— begin Dataset rows —
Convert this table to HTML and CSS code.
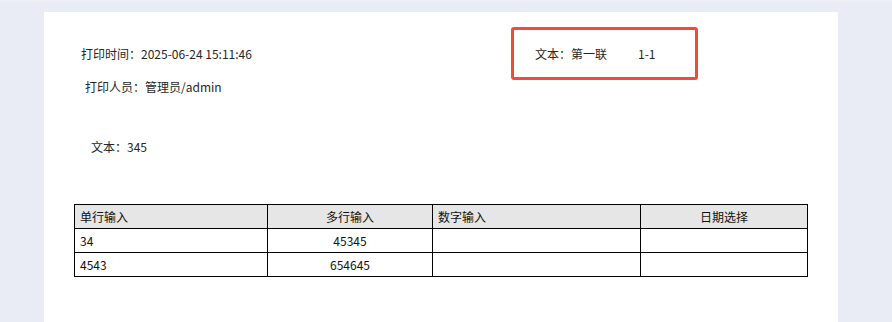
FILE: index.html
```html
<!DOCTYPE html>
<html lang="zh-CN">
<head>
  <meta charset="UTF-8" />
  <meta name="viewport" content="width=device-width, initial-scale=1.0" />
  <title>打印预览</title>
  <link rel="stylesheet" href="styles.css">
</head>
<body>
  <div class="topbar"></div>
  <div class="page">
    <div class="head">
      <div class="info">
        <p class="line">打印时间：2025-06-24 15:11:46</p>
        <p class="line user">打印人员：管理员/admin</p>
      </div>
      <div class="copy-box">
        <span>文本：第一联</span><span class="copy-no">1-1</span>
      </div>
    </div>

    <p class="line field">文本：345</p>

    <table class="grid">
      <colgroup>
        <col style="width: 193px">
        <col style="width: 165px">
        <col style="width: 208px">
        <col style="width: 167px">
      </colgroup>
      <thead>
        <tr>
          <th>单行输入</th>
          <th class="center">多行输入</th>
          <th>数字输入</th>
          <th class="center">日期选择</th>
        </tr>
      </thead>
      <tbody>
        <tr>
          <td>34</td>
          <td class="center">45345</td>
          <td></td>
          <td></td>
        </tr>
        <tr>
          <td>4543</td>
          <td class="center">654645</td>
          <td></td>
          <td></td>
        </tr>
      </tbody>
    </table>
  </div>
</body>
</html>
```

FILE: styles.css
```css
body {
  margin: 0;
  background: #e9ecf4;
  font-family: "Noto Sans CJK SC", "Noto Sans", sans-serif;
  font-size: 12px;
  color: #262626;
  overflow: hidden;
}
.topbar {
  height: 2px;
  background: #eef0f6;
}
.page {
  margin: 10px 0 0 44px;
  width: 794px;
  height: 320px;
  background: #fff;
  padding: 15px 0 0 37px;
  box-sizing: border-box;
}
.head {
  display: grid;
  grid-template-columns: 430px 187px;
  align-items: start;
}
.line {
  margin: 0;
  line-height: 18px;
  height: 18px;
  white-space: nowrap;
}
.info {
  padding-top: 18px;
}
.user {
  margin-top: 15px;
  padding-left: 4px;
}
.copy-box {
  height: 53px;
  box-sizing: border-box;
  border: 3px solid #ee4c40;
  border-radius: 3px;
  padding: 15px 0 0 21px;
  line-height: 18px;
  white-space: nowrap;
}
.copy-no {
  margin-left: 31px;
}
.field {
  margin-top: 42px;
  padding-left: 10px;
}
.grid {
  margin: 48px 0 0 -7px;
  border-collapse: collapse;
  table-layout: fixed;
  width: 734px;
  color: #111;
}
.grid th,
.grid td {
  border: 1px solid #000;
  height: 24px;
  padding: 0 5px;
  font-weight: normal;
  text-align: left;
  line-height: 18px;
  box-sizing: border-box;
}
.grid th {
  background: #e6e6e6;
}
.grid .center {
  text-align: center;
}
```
— end Dataset rows —
— begin Dataset rows —
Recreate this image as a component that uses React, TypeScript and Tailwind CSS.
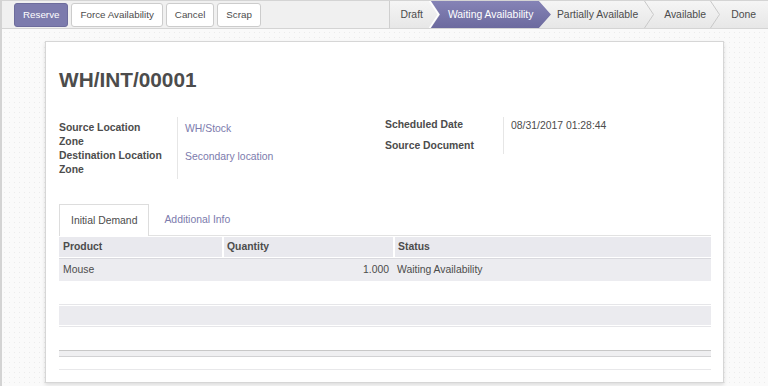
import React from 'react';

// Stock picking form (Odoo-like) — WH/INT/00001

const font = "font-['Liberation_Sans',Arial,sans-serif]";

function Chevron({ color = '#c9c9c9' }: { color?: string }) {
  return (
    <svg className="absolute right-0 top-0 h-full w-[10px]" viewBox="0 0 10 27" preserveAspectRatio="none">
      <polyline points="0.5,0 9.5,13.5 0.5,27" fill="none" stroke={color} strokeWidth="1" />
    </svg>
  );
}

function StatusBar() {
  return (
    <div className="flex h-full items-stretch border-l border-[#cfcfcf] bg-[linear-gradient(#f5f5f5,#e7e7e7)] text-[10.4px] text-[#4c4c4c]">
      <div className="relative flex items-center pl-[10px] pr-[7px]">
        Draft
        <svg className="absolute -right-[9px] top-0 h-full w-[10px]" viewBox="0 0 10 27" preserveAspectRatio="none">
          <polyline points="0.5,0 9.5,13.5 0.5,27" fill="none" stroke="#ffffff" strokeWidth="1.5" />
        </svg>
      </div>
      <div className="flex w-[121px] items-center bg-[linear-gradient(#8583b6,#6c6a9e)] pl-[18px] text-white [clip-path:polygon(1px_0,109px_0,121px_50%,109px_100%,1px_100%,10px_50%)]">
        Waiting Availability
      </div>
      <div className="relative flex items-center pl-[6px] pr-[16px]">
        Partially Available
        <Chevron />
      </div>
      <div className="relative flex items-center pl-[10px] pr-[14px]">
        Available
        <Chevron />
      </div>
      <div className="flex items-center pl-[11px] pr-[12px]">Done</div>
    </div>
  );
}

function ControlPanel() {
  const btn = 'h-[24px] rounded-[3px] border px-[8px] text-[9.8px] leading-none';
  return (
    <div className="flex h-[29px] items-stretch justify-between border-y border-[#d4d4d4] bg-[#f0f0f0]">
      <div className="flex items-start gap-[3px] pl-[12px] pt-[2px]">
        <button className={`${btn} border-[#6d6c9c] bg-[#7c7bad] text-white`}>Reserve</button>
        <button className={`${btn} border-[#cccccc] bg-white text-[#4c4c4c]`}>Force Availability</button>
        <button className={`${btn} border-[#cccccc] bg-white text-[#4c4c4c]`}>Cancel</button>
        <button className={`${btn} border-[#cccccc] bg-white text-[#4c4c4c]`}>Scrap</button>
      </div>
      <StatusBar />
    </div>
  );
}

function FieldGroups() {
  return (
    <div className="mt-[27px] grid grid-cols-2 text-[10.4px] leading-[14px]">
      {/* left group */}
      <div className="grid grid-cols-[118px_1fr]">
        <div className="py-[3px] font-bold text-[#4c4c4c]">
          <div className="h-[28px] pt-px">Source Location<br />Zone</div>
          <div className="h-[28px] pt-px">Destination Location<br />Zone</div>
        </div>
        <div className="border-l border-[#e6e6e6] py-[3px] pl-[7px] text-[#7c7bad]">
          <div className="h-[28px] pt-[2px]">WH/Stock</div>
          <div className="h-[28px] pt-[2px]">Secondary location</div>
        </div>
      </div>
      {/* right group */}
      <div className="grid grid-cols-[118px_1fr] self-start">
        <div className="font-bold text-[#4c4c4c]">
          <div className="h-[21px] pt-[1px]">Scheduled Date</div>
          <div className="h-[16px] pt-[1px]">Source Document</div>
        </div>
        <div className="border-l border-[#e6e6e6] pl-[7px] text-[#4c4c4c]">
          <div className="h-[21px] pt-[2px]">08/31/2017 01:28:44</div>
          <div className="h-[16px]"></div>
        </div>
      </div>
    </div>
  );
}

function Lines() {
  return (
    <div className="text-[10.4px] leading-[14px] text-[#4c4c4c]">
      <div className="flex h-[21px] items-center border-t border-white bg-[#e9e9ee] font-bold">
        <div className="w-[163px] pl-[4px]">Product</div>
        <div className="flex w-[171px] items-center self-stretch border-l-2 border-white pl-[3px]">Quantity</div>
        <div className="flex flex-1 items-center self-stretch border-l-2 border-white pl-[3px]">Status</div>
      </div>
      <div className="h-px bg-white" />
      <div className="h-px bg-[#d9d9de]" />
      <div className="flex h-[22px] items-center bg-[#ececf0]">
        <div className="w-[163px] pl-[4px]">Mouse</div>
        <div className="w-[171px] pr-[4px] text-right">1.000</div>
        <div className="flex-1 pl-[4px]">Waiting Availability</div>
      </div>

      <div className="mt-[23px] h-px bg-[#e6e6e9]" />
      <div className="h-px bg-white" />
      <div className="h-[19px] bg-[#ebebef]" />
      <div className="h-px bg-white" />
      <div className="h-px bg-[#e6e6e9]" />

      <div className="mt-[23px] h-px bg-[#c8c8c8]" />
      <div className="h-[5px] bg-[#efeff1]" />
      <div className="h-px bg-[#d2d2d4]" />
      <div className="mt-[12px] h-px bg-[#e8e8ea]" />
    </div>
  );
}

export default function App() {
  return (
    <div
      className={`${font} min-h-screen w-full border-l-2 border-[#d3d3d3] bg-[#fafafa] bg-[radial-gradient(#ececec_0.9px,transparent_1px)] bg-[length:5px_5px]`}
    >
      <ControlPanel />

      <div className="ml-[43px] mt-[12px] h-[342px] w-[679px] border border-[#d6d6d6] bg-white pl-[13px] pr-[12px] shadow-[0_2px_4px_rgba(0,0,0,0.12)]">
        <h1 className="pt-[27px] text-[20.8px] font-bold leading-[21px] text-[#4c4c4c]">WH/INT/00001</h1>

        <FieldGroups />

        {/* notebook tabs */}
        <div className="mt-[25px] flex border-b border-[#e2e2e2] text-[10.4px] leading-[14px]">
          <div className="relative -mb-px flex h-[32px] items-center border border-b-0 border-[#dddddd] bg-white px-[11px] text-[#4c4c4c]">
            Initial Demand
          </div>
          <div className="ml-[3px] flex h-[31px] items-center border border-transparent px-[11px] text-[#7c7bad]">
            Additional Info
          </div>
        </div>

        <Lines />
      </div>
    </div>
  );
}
— end Dataset rows —
— begin Dataset rows —
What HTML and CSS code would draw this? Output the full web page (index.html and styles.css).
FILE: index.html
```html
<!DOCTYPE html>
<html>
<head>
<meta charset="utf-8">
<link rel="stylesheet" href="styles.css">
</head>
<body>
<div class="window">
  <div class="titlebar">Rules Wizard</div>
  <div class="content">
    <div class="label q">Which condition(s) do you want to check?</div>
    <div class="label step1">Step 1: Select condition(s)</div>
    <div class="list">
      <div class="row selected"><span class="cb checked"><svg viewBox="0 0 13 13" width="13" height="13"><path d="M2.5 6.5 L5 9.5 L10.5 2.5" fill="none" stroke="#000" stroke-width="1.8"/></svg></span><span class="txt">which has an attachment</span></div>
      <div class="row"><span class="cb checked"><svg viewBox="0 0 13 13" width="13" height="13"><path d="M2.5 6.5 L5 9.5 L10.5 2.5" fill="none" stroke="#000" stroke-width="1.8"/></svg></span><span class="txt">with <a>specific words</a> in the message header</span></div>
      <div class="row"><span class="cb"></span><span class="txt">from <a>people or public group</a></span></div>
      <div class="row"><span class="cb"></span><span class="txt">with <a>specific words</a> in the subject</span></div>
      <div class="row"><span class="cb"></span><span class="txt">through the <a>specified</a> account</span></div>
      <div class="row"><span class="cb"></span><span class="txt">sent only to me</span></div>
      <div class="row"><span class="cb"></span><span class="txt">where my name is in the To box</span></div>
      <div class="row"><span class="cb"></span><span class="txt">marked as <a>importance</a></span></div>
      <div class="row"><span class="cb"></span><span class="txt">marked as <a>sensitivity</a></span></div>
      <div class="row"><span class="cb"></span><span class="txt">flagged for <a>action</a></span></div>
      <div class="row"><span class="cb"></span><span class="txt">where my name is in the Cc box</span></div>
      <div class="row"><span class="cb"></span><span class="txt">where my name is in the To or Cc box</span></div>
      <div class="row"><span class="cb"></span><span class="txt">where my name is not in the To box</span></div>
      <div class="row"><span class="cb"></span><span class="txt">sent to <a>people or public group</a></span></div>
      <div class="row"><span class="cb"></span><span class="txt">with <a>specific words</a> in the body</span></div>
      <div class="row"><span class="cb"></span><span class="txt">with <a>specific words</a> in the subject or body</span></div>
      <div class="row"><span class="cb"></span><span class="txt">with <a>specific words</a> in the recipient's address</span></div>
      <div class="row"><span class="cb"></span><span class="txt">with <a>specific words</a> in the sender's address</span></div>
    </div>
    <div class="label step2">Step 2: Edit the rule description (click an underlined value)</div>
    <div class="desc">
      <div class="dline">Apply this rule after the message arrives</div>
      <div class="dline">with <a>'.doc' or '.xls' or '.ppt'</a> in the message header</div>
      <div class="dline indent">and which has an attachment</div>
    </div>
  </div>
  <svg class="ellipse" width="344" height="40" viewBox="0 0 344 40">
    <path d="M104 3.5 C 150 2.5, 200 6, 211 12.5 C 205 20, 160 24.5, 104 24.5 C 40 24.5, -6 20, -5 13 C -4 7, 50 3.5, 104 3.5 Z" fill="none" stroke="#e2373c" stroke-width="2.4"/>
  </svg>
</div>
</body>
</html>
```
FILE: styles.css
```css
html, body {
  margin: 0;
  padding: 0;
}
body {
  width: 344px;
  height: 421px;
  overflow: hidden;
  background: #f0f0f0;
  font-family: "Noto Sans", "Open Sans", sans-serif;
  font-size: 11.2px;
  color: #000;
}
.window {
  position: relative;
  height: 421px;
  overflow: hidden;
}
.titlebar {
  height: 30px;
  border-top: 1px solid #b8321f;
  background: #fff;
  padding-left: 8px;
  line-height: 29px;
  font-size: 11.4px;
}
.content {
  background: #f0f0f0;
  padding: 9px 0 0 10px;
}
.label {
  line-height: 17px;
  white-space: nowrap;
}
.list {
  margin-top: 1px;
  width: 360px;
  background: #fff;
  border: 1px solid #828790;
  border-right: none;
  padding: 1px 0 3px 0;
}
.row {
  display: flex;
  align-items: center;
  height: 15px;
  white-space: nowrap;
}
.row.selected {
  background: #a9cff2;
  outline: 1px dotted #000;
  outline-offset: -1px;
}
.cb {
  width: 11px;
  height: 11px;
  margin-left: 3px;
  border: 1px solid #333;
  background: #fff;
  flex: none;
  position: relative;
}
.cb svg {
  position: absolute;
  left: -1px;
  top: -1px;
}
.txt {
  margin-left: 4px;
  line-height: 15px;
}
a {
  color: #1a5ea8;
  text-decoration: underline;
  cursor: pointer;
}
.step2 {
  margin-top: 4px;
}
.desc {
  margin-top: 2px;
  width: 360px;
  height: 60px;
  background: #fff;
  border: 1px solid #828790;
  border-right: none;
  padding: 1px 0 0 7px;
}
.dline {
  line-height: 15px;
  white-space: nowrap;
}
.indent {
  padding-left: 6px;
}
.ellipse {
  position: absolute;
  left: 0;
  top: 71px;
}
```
— end Dataset rows —
▶ **Task statement**
List every line above containing the word "React".

▶ **Output below**
Recreate this image as a component that uses React, TypeScript and Tailwind CSS.
import React from 'react';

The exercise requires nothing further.